Report each line of the data that includes the word "this".

* **Data supplied**
----------------------------------------
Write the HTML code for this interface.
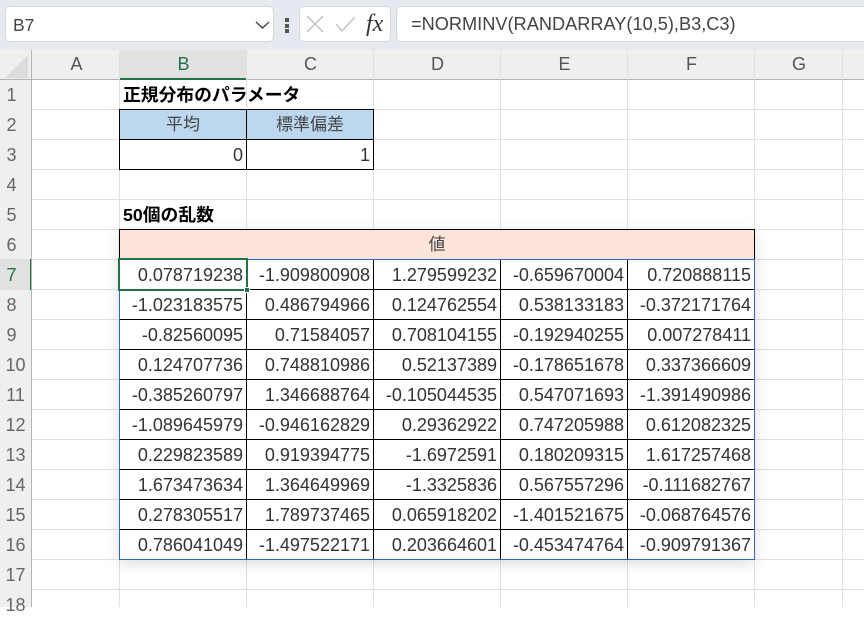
----------------------------------------
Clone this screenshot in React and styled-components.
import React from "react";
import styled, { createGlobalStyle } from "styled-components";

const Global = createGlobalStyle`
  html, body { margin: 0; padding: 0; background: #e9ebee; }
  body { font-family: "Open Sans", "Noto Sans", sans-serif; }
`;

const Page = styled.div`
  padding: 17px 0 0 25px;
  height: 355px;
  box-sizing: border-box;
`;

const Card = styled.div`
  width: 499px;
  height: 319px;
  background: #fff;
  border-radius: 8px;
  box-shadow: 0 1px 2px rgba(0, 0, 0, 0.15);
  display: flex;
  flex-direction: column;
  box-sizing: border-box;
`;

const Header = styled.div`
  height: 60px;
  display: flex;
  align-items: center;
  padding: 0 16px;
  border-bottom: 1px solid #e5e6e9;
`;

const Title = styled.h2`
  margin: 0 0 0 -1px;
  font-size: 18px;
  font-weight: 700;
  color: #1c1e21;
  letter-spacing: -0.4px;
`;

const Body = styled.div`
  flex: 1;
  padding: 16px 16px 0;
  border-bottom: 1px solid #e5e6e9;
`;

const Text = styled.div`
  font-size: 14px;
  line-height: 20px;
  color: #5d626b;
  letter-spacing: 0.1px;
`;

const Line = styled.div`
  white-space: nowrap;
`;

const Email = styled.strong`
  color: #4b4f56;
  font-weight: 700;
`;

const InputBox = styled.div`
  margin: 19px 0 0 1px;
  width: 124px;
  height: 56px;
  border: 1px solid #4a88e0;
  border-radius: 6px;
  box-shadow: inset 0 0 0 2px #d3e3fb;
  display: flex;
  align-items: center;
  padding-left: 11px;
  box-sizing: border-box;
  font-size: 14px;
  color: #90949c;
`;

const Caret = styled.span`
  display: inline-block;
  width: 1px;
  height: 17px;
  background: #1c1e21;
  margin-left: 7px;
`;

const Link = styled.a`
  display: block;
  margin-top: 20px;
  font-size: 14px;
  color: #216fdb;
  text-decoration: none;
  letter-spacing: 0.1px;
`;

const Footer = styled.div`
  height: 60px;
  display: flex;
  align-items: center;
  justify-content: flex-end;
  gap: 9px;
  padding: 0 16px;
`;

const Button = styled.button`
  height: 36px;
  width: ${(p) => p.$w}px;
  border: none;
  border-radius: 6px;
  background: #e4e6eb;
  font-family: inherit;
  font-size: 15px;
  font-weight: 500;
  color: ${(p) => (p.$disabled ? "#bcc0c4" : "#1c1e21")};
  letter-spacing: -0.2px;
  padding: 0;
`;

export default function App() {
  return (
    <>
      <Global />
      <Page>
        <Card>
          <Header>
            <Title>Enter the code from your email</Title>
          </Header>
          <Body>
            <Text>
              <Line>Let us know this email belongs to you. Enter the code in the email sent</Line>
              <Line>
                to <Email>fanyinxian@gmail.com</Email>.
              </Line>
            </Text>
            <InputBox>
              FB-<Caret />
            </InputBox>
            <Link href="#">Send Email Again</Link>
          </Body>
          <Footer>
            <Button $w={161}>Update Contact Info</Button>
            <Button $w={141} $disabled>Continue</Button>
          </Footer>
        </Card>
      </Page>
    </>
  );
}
----------------------------------------
* **The completed task**
Write the HTML code for this interface.
Clone this screenshot in React and styled-components.
              <Line>Let us know this email belongs to you. Enter the code in the email sent</Line>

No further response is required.